U.S. Customs and Border Protection (CBP) officers at Chicago O’Hare International Mail Facility are taking the detection of hazardous chemicals and drugs to another level. Since November, officers at the International Mail Facility have been using a hand-held device as a screening tool to analyze packages that may contain common drugs and industrial chemicals.

The Gemini™ uses analytical techniques to screen packages using either the Raman technique or an infrared technique. The Raman technique, named after Sir C.V. Raman, an Indian physicist, uses a laser to analyze a substance without an officer opening the package and possibly being exposed to something hazardous.

“We use the Gemini™ daily,” said CBP Officer Francis Byrne. “We analyze somewhere between 30 and 200 samples a day. Before we had it, we had to send everything to the lab, which could take a couple of weeks to identify. Now we can identify something immediately and make sure the substance doesn’t end up on the streets. It’s a great aid and keeps the officers safe.”

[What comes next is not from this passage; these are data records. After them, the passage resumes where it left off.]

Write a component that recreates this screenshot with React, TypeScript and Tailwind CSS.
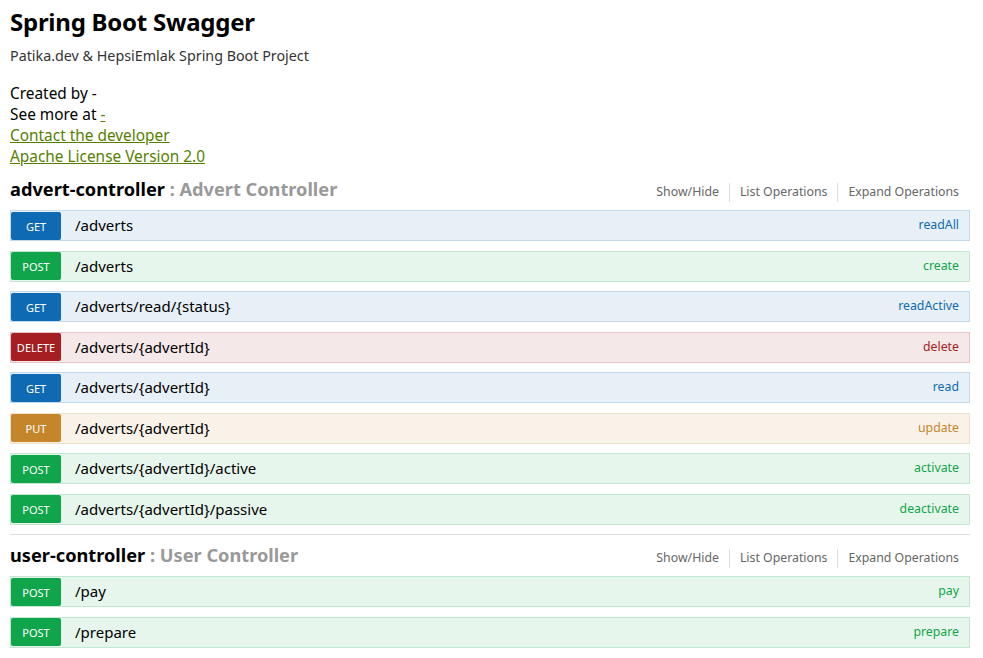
import React from "react";

type Method = "GET" | "POST" | "PUT" | "DELETE";

type Op = {
  method: Method;
  path: string;
  summary: string;
};

const styles: Record<Method, { row: string; badge: string; text: string }> = {
  GET: {
    row: "bg-[#e7f0f7] border-[#c3d9ec]",
    badge: "bg-[#0f6ab4]",
    text: "text-[#0f6ab4]",
  },
  POST: {
    row: "bg-[#e7f6ec] border-[#c3e8d1]",
    badge: "bg-[#10a54a]",
    text: "text-[#10a54a]",
  },
  PUT: {
    row: "bg-[#f9f2e9] border-[#f0e0ca]",
    badge: "bg-[#c5862b]",
    text: "text-[#c5862b]",
  },
  DELETE: {
    row: "bg-[#f5e8e8] border-[#e8c6c7]",
    badge: "bg-[#a41e22]",
    text: "text-[#a41e22]",
  },
};

const advertOps: Op[] = [
  { method: "GET", path: "/adverts", summary: "readAll" },
  { method: "POST", path: "/adverts", summary: "create" },
  { method: "GET", path: "/adverts/read/{status}", summary: "readActive" },
  { method: "DELETE", path: "/adverts/{advertId}", summary: "delete" },
  { method: "GET", path: "/adverts/{advertId}", summary: "read" },
  { method: "PUT", path: "/adverts/{advertId}", summary: "update" },
  { method: "POST", path: "/adverts/{advertId}/active", summary: "activate" },
  { method: "POST", path: "/adverts/{advertId}/passive", summary: "deactivate" },
];

const userOps: Op[] = [
  { method: "POST", path: "/pay", summary: "pay" },
  { method: "POST", path: "/prepare", summary: "prepare" },
];

const Operation: React.FC<{ op: Op }> = ({ op }) => {
  const s = styles[op.method];
  return (
    <li className={`flex items-center h-[31px] mb-[9.5px] border ${s.row}`}>
      <span
        className={`flex items-center justify-center w-[50px] h-[28px] pt-[3px] rounded-[2px] text-white text-[11px] ${s.badge}`}
      >
        {op.method}
      </span>
      <span className="ml-[14px] text-[15px] text-black">{op.path}</span>
      <span className={`ml-auto mr-[10px] text-[12.3px] ${s.text}`}>
        {op.summary}
      </span>
    </li>
  );
};

const Resource: React.FC<{ name: string; title: string; ops: Op[] }> = ({
  name,
  title,
  ops,
}) => {
  return (
    <div>
      <div className="flex items-center justify-between h-[22px] mb-[10px]">
        <h2 className="text-[18.2px] font-bold text-black leading-none">
          {name}
          <span className="text-[#999]"> : {title}</span>
        </h2>
        <ul className="flex items-center text-[12.3px] text-[#666] mr-[11px] mt-[7px]">
          <li className="pr-[10px]">Show/Hide</li>
          <li className="px-[10px] border-l border-[#ddd]">List Operations</li>
          <li className="pl-[10px] border-l border-[#ddd]">Expand Operations</li>
        </ul>
      </div>
      <ul>
        {ops.map((op, i) => (
          <Operation key={i} op={op} />
        ))}
      </ul>
    </div>
  );
};

export default function App() {
  return (
    <div
      className="w-[983px] h-[658px] overflow-hidden bg-white px-[10px] pt-[4px]"
      style={{ fontFamily: '"Noto Sans", "Open Sans", sans-serif' }}
    >
      <div className="w-[960px]">
        {/* Info */}
        <h1 className="text-[24px] tracking-[-0.25px] font-bold text-black leading-[36px]">
          Spring Boot Swagger
        </h1>
        <p className="text-[14.3px] text-[#333] leading-[20px] mt-[6px]">
          Patika.dev &amp; HepsiEmlak Spring Boot Project
        </p>
        <div className="text-[15.4px] leading-[21px] text-black mt-[17px]">
          <div>Created by -</div>
          <div>
            See more at <a className="text-[#547f00] underline">-</a>
          </div>
          <div>
            <a className="text-[#547f00] underline">Contact the developer</a>
          </div>
          <div>
            <a className="text-[#547f00] underline">Apache License Version 2.0</a>
          </div>
        </div>

        <div className="mt-[11px]">
          <Resource
            name="advert-controller"
            title="Advert Controller"
            ops={advertOps}
          />
        </div>
        <div className="border-t border-[#ddd] pt-[9px]">
          <Resource name="user-controller" title="User Controller" ops={userOps} />
        </div>
      </div>
    </div>
  );
}
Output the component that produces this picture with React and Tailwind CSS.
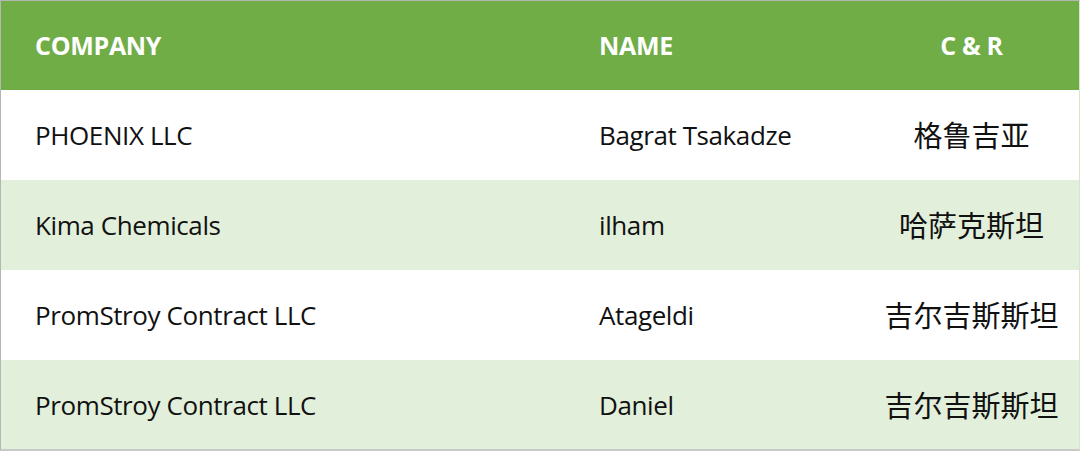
import React from "react";

const rows = [
  { company: "PHOENIX LLC", name: "Bagrat Tsakadze", cr: "格鲁吉亚" },
  { company: "Kima Chemicals", name: "ilham", cr: "哈萨克斯坦" },
  { company: "PromStroy Contract LLC", name: "Atageldi", cr: "吉尔吉斯斯坦" },
  { company: "PromStroy Contract LLC", name: "Daniel", cr: "吉尔吉斯斯坦" },
];

export default function App() {
  return (
    <div
      className="w-[1080px] h-[451px] bg-white border-t border-l border-[#b5b5b5] border-b-2 border-b-[#c8c8c8] border-r border-r-[#d6e6cc] overflow-hidden"
      style={{ fontFamily: '"Open Sans", "Noto Sans CJK SC", sans-serif' }}
    >
      <div className="grid grid-cols-[564px_301px_1fr] h-[89px] bg-[#70ad47] items-center text-white font-bold text-[25px] tracking-[-0.3px]">
        <div className="pl-[34px]">COMPANY</div>
        <div className="pl-[34px]">NAME</div>
        <div className="text-center pr-[2px]">C &amp; R</div>
      </div>
      {rows.map((r, i) => (
        <div
          key={i}
          className={`grid grid-cols-[564px_301px_1fr] h-[90px] items-center text-[#111] ${i % 2 === 1 ? "bg-[#e2efda]" : "bg-white"}`}
        >
          <div className="pl-[34px] text-[26px] tracking-[-0.4px]">{r.company}</div>
          <div className="pl-[34px] text-[26px] tracking-[-0.4px]">{r.name}</div>
          <div
            className="text-center text-[29px] pr-[2px]"
            style={{ fontFamily: '"Noto Sans CJK SC", sans-serif' }}
          >
            {r.cr}
          </div>
        </div>
      ))}
    </div>
  );
}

If the Raman technique is inconclusive, the officer can use the infrared technique. The main difference in these techniques is the officer has to open the package to test the substance. If the Gemini™ still can’t identify the substance, then the officer will send a sample to Chicago’s CBP lab.

“The Gemini™ is a great tool for the officers to have,” said CBP’s Chicago lab Branch Chief Neele Shepard. “It has a large database within the system, but if the system can’t identify the substance, they can send us a sample that we can run against our larger database.”

So far this year the Chicago International Mail Facility leads the nation with more than 9,800 narcotic seizures. These include cocaine, heroin, marijuana, steroids, designer drugs and fentanyl.

According to Drug Enforcement Agency’s nationwide alert, fentanyl is a Schedule II narcotic used as an analgesic and anesthetic. It is the most potent opioid available for use in medical treatment – 50 to 100 times more potent than morphine and 30 to 50 times more potent than heroin. Fentanyl is potentially lethal, even at very low levels. Ingestion of small doses as small as 0.25 mg can be fatal. Its euphoric effects are indistinguishable from morphine or heroin. From 2000 to 2016, more than 600,000 people died from drug overdoses. On average, according to the CDC, 115 Americans die every day from an opioid overdose.